When you think about what drives Earth’s ice ages, Mars probably does not make the list. It is smaller than Earth, farther away, and mostly known for dust storms and rovers.
But new computer simulations suggest the Red Planet’s gravity is quietly tugging on Earth’s orbit in a way that helps set how often major ice age rhythms show up. The work argues that if Mars were not there, some of the timing we see in long climate cycles would look noticeably different.
A “featherweight” planet that still matters
The study was led by Stephen Kane at the University of California, Riverside, and it focused on Milankovitch cycles. These are slow, repeating changes in Earth’s orbit and tilt that shift how sunlight is spread across the planet over long stretches of time.
Kane started out doubtful that Mars could leave a clear fingerprint in Earth’s deep climate history. “I knew Mars had some effect on Earth, but I assumed it was tiny,” he said.

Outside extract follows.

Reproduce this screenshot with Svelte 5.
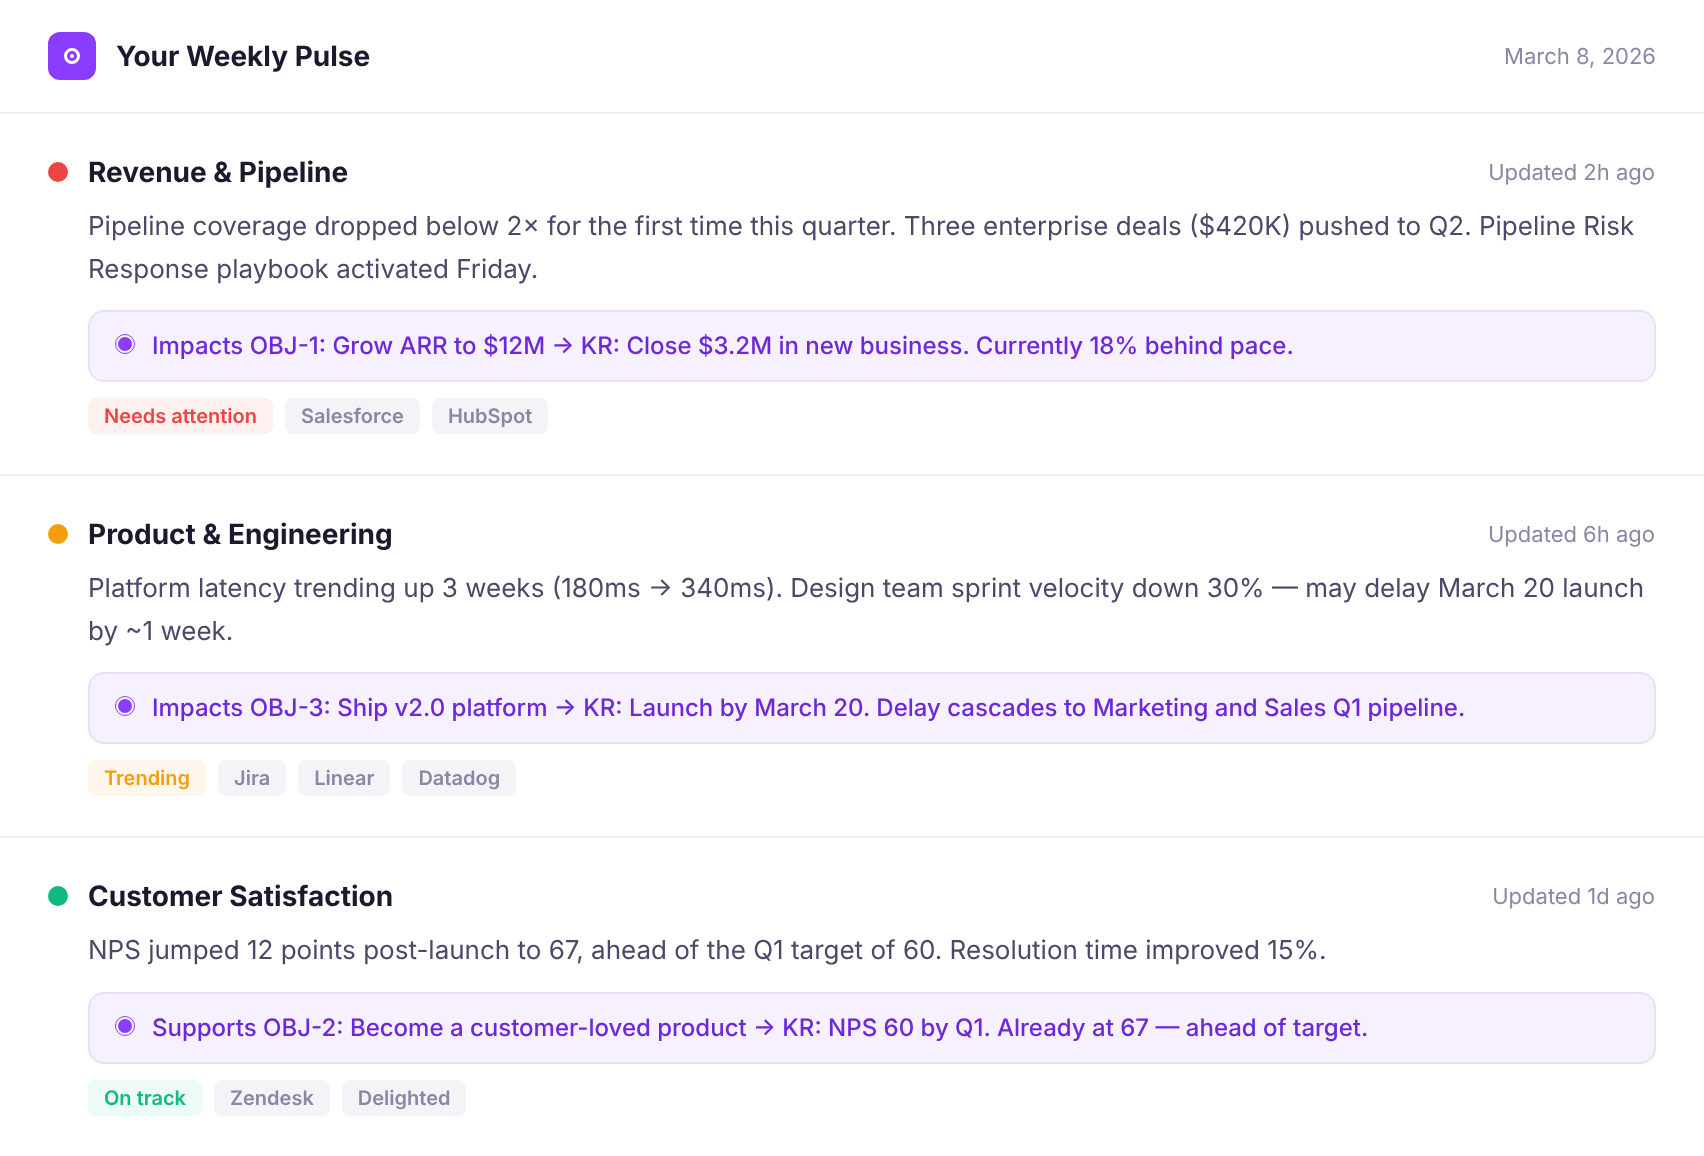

What the simulations found when Mars was removed
To test the idea, the team ran simulations of the solar system and tracked how Earth’s orbital shape changed. Orbital shape is basically how “stretched” Earth’s path around the Sun becomes, and that stretch affects seasonal contrasts and long-term ice growth.
In the results, a long cycle tied mostly to Venus and Jupiter stayed in place even when Mars was taken out. But two other prominent cycles, one around 100,000 years and another around 2.3 million years, disappeared entirely without Mars in the model.
Why orbit changes can reshape climate
These orbital cycles do not flip the weather forecast next week. Instead, they nudge how much summer sunlight reaches high latitudes, which can decide whether winter snow melts away or piles up into ice sheets over time.
That slow build matters because ice sheets change sea level, winds, and ocean circulation, and they can rewrite coastlines that people would later live on. In other words, the “beat” of ice ages can ripple into the planet you inherit, even if it takes thousands of generations to notice.

A clue for worlds beyond our solar system
The researchers also tested what happens if Mars were heavier. In those runs, the climate-related cycles became shorter and stronger, and Mars also appeared to influence how quickly Earth’s tilt changes over time.
That has a bigger takeaway for exoplanets, planets around other stars. Kane argues that a small outer neighbor could help shape whether an Earth-like world stays climatically steady enough for life to persist. Sean Raymond of the University of Bordeaux has also emphasized that scientists need to understand the full “orbital architecture” of exoplanet systems to make sense of possible climate swings.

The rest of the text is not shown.